Saat ini penjualan mobil listrik terus meningkat. Namun, jumlah orang yang membeli mobil listrik sebagai mobil pertama masih sedikit. Mayoritas pembeli mobil listrik yaitu yang sudah punya mobil lain.
"Pembeli pertama segmennya jelas dan konsumen pembeli kedua juga jelas. Segmen ini (pembeli kedua) tidak terlalu sensitif, tapi yang pembeli pertama ini sangat sensitif,” ujar Agus kepada Kompas.com, belum lama ini.
“Maka untuk menambah volume maka kita harus menciptakan pembeli pertama yang ada supaya bisa naik kelas,” ujarnya.
Agus mengatakan, hal yang masih mengganjal orang membeli mobil listrik terutama untuk orang yang baru pertama beli mobil yaitu harga jual kembali.
Agus mengatakan, orang yang mau beli mobil listrik sebagai mobil pertama sangat memikirkan resale value atau harga jual kembali.
“Makanya, dia akan semakin berpikir kalau saya harus membeli EV yang memang kini sudah lebih terjangkau, tapi nanti saya belum paham kalau saya butuh keadaan darurat, harga jual kembalinya bagus tidak,” katanya.
“Ini akan jadi masalah sebab mereka pasti ingin yang aman dulu,” ujar Agus.
Berdasarkan data Gabungan Industri Kendaraan Bermotor Indonesia (Gaikindo), sepanjang semester satu 2024 mobil listrik berhasil terjual 11.940 unit.

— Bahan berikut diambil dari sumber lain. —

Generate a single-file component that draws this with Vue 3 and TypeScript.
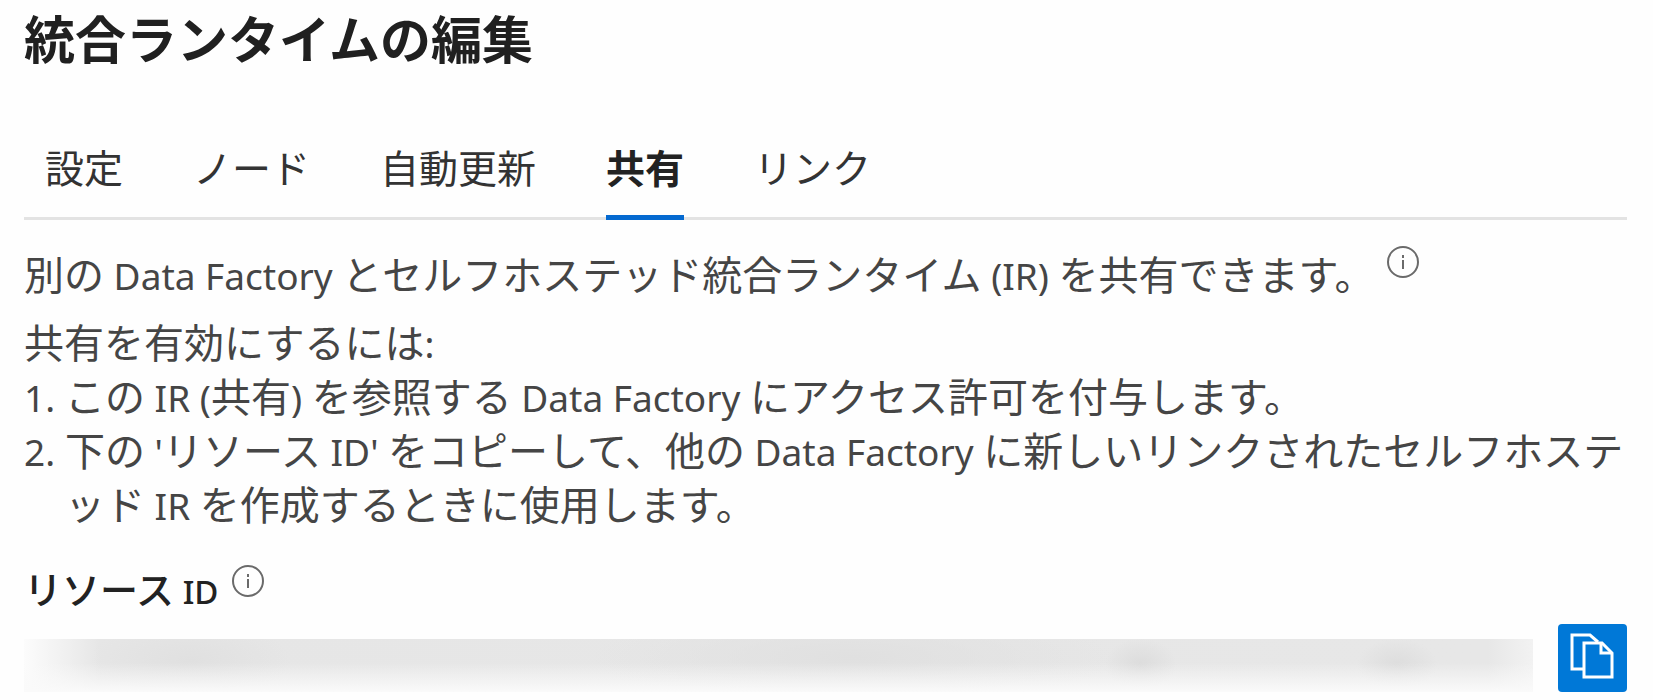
<script setup lang="ts">
import { ref } from 'vue'

interface Segment {
  text: string
  latin?: boolean
}

const tabs: string[] = ['設定', 'ノード', '自動更新', '共有', 'リンク']
const active = ref('共有')
const resourceId = ref('')

const intro: Segment[] = [
  { text: '別の' },
  { text: ' Data Factory ', latin: true },
  { text: 'とセルフホステッド統合ランタイム' },
  { text: ' (IR) ', latin: true },
  { text: 'を共有できます。' },
]

const steps: Segment[][] = [
  [
    { text: 'この' },
    { text: ' IR (', latin: true },
    { text: '共有' },
    { text: ') ', latin: true },
    { text: 'を参照する' },
    { text: ' Data Factory ', latin: true },
    { text: 'にアクセス許可を付与します。' },
  ],
  [
    { text: '下の' },
    { text: " '", latin: true },
    { text: 'リソース' },
    { text: " ID' ", latin: true },
    { text: 'をコピーして、他の' },
    { text: ' Data Factory ', latin: true },
    { text: 'に新しいリンクされたセルフホステッド' },
    { text: ' IR ', latin: true },
    { text: 'を作成するときに使用します。' },
  ],
]

function copyId() {
  navigator.clipboard?.writeText(resourceId.value)
}
</script>

<template>
  <main class="panel" lang="ja">
    <h1 class="title">統合ランタイムの編集</h1>

    <div class="tabs" role="tablist">
      <button
        v-for="tab in tabs"
        :key="tab"
        type="button"
        role="tab"
        class="tab"
        :class="{ active: tab === active }"
        :aria-selected="tab === active"
        @click="active = tab"
      >{{ tab }}</button>
    </div>

    <section class="body">
      <div class="intro">
        <p class="text"><span v-for="(s, i) in intro" :key="i" :class="{ latin: s.latin }">{{ s.text }}</span></p>
        <button type="button" class="info" aria-label="共有に関する情報">
          <svg viewBox="0 0 32 32" aria-hidden="true">
            <circle cx="16" cy="16" r="15" />
            <path d="M16 9v3M16 14v9" />
          </svg>
        </button>
      </div>

      <p class="text">共有を有効にするには<span class="latin">:</span></p>
      <ol class="steps">
        <li v-for="(step, n) in steps" :key="n" class="step">
          <span class="latin number">{{ n + 1 }}.</span>
          <span class="text"><span v-for="(s, i) in step" :key="i" :class="{ latin: s.latin }">{{ s.text }}</span></span>
        </li>
      </ol>
    </section>

    <div class="label-row">
      <label class="label" for="resource-id">リソース<span class="label-latin"> ID</span></label>
      <button type="button" class="info" aria-label="リソース ID に関する情報">
        <svg viewBox="0 0 32 32" aria-hidden="true">
          <circle cx="16" cy="16" r="15" />
          <path d="M16 9v3M16 14v9" />
        </svg>
      </button>
    </div>

    <div class="resource">
      <input id="resource-id" v-model="resourceId" class="value" type="text" readonly />
      <button type="button" class="copy" aria-label="コピー" @click="copyId">
        <svg viewBox="0 0 69 68" aria-hidden="true">
          <path d="M25 45H14V11H32L40 18" />
          <path d="M26 19H44L54 29V53H26Z" />
          <path d="M43 19V29H54" />
        </svg>
      </button>
    </div>
  </main>
</template>

<style>
body {
  background: #fefefe;
}
</style>

<style scoped>
.panel {
  padding: 0 26px 8px 24px;
  font-family: "Noto Sans CJK JP", sans-serif;
  font-size: 40px;
  line-height: 54px;
  color: #454545;
}

.title {
  margin: 0;
  padding-top: 2px;
  font-size: 51px;
  line-height: 70px;
  font-weight: 700;
  color: #202020;
}

.tabs {
  display: flex;
  gap: 70px;
  margin-top: 64px;
  padding: 0 21px;
  font-size: 39px;
  box-shadow: inset 0 -3px #e3e3e3;
}

.tab {
  padding: 6px 0 24px;
  border: 0;
  border-bottom: 5px solid transparent;
  background: none;
  font: inherit;
  line-height: 49px;
  color: #333333;
  white-space: nowrap;
  cursor: pointer;
}

.tab.active {
  border-bottom-color: #0469d0;
  font-weight: 700;
  color: #222222;
}

.body {
  padding-top: 26px;
}

.text {
  margin: 0;
  white-space: pre-wrap;
  word-break: break-all;
}

.latin {
  font-family: "Noto Sans", sans-serif;
  font-size: 37px;
  line-height: 1;
}

.intro {
  display: flex;
  align-items: flex-start;
  gap: 12px;
  margin-bottom: 14px;
}

.info {
  flex: none;
  width: 32px;
  height: 32px;
  padding: 0;
  border: 0;
  background: none;
}

.info svg,
.copy svg {
  display: block;
  width: 100%;
  height: 100%;
  fill: none;
}

.info svg {
  stroke: #6a6a6a;
  stroke-width: 2;
}

.steps {
  margin: 0;
  padding: 0;
  list-style: none;
}

.step {
  display: flex;
  align-items: baseline;
}

.number {
  flex: none;
  width: 41px;
}

.label-row {
  display: flex;
  align-items: flex-start;
  gap: 13px;
  margin-top: 27px;
  padding-top: 8px;
}

.label {
  font-size: 38px;
  line-height: 46px;
  font-weight: 500;
  color: #222222;
  white-space: pre;
}

.label-latin {
  font-family: "Noto Sans", sans-serif;
  font-size: 33px;
  line-height: 1;
}

.resource {
  display: flex;
  align-items: flex-end;
  gap: 25px;
  margin-top: 13px;
}

.value {
  flex: 1;
  min-width: 0;
  height: 53px;
  padding: 0;
  border: 0;
  outline: 0;
  background:
    linear-gradient(to bottom, transparent 45%, #fafafa),
    radial-gradient(ellipse 36px 26px at 74% 48%, #dcdcdc, transparent),
    radial-gradient(ellipse 40px 26px at 91% 48%, #dddddd, transparent),
    radial-gradient(ellipse 100px 40px at 11% 40%, #e0e0e0, transparent),
    radial-gradient(ellipse 260px 50px at 55% 35%, #e0e0e0, transparent),
    linear-gradient(to right, #fcfcfc, #e6e6e6 5%, #e7e7e7 97%, #f2f2f2);
}

.copy {
  flex: none;
  width: 69px;
  height: 68px;
  padding: 0;
  border: 0;
  border-radius: 4px;
  background: #0078d7;
  cursor: pointer;
}

.copy svg {
  stroke: #ffffff;
  stroke-width: 3;
}
</style>
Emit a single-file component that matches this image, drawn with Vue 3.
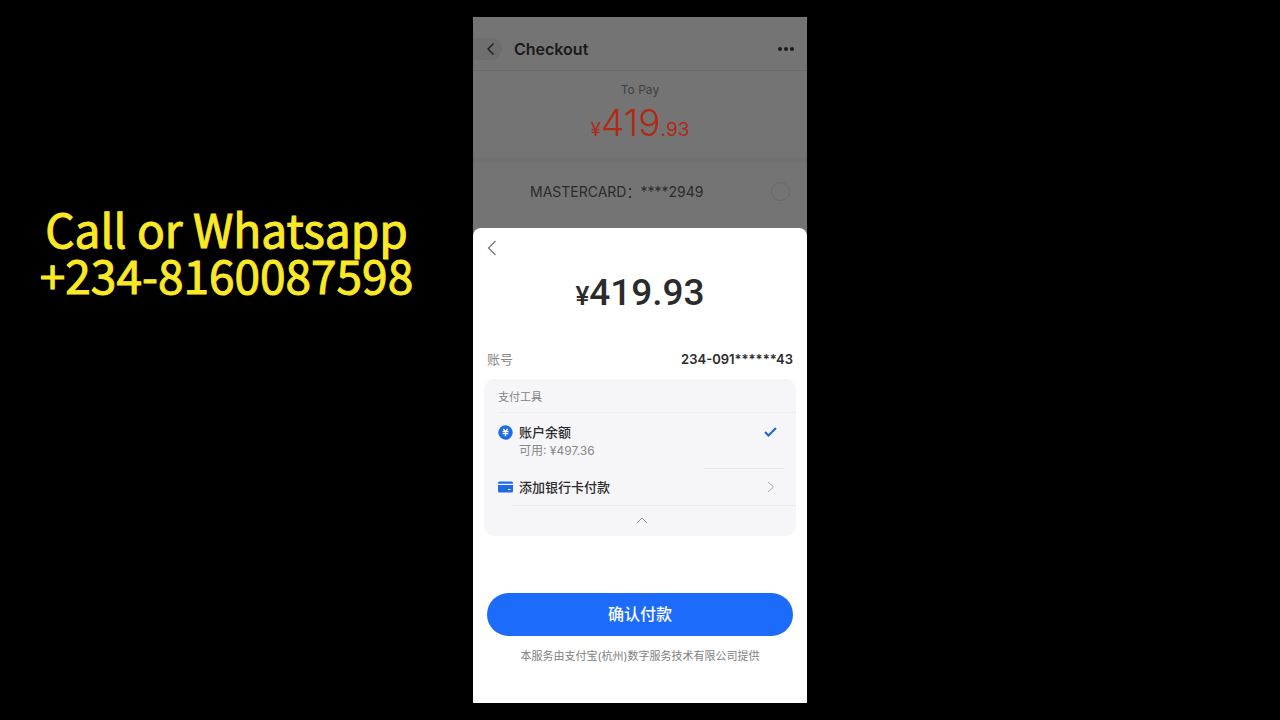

Naik 104,13 persen dibanding periode sama pada 2023 yaitu 5.849 unit.
Berkaca pada data itu, pasar mobil listrik diprediksi terus meningkat. Sepanjang 2024, penjualan mobil listrik diyakini bisa tembus 30.000 unit atau naik hampir dua kali lipat dari tahun 2023.
Agus menyatakan, saat ini produsen mobil listrik semakin beragam menawarkan model yang ada. Contohnya ialah merek asal China yang mencoba menawarkan mobil listrik dengan harga bersaing.
Salah satu yang cukup menggebrak pasar ialah BYD yang meluncurkan MPV listrik atau EMPV pertama di kelas menengah dengan harga mulai dari Rp 379 juta - Rp 429 juta untuk varian tertinggi.